Financial sector earnings as options (volatility) selling

If you have followed the financial sector at all in your life-u see a recurring theme. Banks, brokers, insurance companies make good money quarter after quarter, and then in one or two quarters lose very large amounts of money-sometimes losing all they made in many years! Some of them gone under in one quarter alone. This is was explained very clearly by Taleb in his book-Fooled by randomness.

The crisis in financial markets since last summer has shows this so nicely, AGAIN. Socgen, Wall Street brokers, Citibank, UBS, CFC---u name it, each has contributed it's massive fat share to the financial sector losses in the world. Banks seemingly disconnected to subprime crisis in the US--banks in Japan, China, and India-have lost money on a financial crisis supposedly started by dislocations in the US subprime market.

That is a good/logical explanation, but I dont think that it is the right explanation.

Anytime you see a steady payoff period after period, and then a big loss in one period-it reminds you of the profit/loss profile of an options seller. The options seller is short volatility---makes small amounts of money for long periods of time, and then has big losses sometimes. Financial sector earnings are the same.

What happens is that markets become used to low volatility-smaller and smaller swings in asset prices. To get the same returns then, if you are a market maker at a bank or a broker-you have to leverage more. Or you take more liquidity risk, credit risk, etc-which deceptively looks cheaper to take! The classic Taleb's turkey-the turkey gets more and more confident as it is fed more and more-and it's confidence is at it's highest just before Thanksgiving day.

Lower volatility is the norm-but one wants to be prepared for the black swan of high volatility out there! The only way to do this is to control leverage-a fixed percent of equity-and be very mindful of other risks-liquidity risk, and credit/default risk the two important ones.

The subprime crisis is just an excuse for a period of high volatility. It is hard to prove that it is THE REASON for higher volatility. Any asset price going down can be attributed to high volatility (bursting the internet bubble, russian default, mexican peso crisis)-but if you have an options seller's profile in your overall portfolio-you will lose big when volatility suddenly spikes. The reason is not known, not is it important. The risk demons you have in your portfolio-of liquidity risk and credit risk-come to bite you hard when volatility shoots up. Bids disappear, bid/ask spreads widen, it becomes impossible to sell or buy in size.

In a few years when all this "crisis" wouldve passed-the press will find another reason for the next crisis.
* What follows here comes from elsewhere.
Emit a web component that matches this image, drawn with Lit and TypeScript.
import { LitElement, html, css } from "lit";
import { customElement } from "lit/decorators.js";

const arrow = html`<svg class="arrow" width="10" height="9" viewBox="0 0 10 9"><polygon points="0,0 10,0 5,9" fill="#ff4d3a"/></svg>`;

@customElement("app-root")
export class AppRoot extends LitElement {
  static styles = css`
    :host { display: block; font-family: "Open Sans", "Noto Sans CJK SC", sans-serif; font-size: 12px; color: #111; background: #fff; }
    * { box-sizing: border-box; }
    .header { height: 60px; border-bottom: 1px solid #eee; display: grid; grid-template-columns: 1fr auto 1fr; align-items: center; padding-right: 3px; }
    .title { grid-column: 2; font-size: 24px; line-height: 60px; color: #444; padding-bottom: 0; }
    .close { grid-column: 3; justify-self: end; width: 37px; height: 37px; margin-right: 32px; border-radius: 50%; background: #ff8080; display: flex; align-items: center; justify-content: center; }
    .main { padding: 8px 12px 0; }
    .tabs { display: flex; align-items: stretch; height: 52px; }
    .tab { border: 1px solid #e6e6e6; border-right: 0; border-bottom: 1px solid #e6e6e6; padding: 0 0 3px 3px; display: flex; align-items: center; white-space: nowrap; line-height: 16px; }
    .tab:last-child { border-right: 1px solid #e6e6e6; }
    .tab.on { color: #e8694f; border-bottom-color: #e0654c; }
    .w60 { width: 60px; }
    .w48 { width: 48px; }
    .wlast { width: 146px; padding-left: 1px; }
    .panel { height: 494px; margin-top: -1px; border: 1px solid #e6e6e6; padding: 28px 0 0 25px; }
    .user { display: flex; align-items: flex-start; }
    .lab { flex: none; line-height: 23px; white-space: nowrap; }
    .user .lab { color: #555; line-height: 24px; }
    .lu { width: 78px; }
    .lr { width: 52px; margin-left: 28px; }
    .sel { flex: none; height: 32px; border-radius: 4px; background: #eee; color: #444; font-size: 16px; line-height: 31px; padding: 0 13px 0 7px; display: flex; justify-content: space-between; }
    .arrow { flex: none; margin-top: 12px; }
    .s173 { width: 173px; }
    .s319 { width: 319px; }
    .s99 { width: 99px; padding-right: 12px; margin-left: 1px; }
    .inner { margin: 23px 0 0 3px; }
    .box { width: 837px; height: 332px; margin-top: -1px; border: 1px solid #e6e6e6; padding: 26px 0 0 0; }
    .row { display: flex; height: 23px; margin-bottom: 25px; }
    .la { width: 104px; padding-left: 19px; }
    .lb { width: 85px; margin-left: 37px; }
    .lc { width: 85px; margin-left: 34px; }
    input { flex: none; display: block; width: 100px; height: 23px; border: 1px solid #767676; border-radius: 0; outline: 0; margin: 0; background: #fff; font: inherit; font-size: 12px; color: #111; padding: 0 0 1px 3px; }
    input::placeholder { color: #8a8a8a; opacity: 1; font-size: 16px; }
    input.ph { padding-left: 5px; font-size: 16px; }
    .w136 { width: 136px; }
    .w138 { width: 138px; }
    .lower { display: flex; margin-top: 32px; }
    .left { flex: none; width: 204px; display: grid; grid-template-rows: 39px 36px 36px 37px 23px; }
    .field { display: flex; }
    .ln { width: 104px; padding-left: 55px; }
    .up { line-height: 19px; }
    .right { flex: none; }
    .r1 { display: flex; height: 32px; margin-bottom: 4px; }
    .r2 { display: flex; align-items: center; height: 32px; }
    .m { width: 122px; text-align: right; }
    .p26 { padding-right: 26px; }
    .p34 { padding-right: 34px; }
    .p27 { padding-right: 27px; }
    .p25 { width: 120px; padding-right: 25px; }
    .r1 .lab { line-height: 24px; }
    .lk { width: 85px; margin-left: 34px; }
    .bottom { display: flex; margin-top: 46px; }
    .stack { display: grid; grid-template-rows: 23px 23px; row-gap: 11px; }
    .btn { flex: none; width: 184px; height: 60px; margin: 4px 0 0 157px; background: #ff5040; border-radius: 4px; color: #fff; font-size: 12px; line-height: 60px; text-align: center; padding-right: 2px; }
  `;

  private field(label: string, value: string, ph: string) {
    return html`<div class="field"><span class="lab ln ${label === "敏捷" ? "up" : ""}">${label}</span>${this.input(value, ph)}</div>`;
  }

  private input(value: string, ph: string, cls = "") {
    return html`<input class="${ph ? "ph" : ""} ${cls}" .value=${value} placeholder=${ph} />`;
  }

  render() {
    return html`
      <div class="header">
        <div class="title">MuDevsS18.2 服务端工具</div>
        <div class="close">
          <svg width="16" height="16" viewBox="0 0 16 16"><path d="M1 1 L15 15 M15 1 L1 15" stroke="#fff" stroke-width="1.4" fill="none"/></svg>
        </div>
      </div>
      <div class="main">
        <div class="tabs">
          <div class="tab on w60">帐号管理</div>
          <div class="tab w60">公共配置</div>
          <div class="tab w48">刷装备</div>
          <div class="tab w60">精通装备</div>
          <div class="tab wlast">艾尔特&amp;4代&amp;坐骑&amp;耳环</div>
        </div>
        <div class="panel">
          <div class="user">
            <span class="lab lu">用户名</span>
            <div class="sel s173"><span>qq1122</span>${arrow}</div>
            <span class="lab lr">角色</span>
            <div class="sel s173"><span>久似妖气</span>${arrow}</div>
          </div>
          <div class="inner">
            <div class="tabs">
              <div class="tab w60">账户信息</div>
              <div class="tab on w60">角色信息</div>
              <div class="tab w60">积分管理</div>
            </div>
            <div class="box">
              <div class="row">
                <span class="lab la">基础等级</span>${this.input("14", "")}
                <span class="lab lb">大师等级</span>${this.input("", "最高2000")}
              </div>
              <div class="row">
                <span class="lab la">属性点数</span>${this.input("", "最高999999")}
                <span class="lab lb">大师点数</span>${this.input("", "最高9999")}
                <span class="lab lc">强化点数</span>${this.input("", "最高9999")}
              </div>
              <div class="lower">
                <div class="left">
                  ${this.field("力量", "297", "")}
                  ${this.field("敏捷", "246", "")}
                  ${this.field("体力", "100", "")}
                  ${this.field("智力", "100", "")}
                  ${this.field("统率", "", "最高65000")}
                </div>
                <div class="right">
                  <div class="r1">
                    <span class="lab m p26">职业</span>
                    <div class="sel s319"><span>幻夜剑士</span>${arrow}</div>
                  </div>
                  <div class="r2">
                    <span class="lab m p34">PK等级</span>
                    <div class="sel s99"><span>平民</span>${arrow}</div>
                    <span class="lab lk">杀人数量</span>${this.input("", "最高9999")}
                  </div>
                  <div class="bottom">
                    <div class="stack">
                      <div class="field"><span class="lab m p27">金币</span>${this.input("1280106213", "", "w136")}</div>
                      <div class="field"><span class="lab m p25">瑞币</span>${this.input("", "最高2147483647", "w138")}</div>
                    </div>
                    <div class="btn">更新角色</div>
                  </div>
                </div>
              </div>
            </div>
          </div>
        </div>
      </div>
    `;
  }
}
Surely it will happen after a period of low volatility, goldilocks scenario-as we saw in the beginning of 2006.

It is very insightful of Taleb to write about this-he reminds us of banks and brokers losing everything they make in many years in a bad quarter, and this seems to happen with remarkable periodicity! Jim Rogers was also shorting financials in 2006---what a great call by these guys!

Will such a massive collapse in the financials finally wake up people to realize that the financial sector in the US is an overpaid lot---the salaries of many of these funky managers need to come down quite a bit? Will the returns going forward in the financial sector lag the market? Only time will tell. But at least this should serve as a big wake up call to all investors in the financial sector.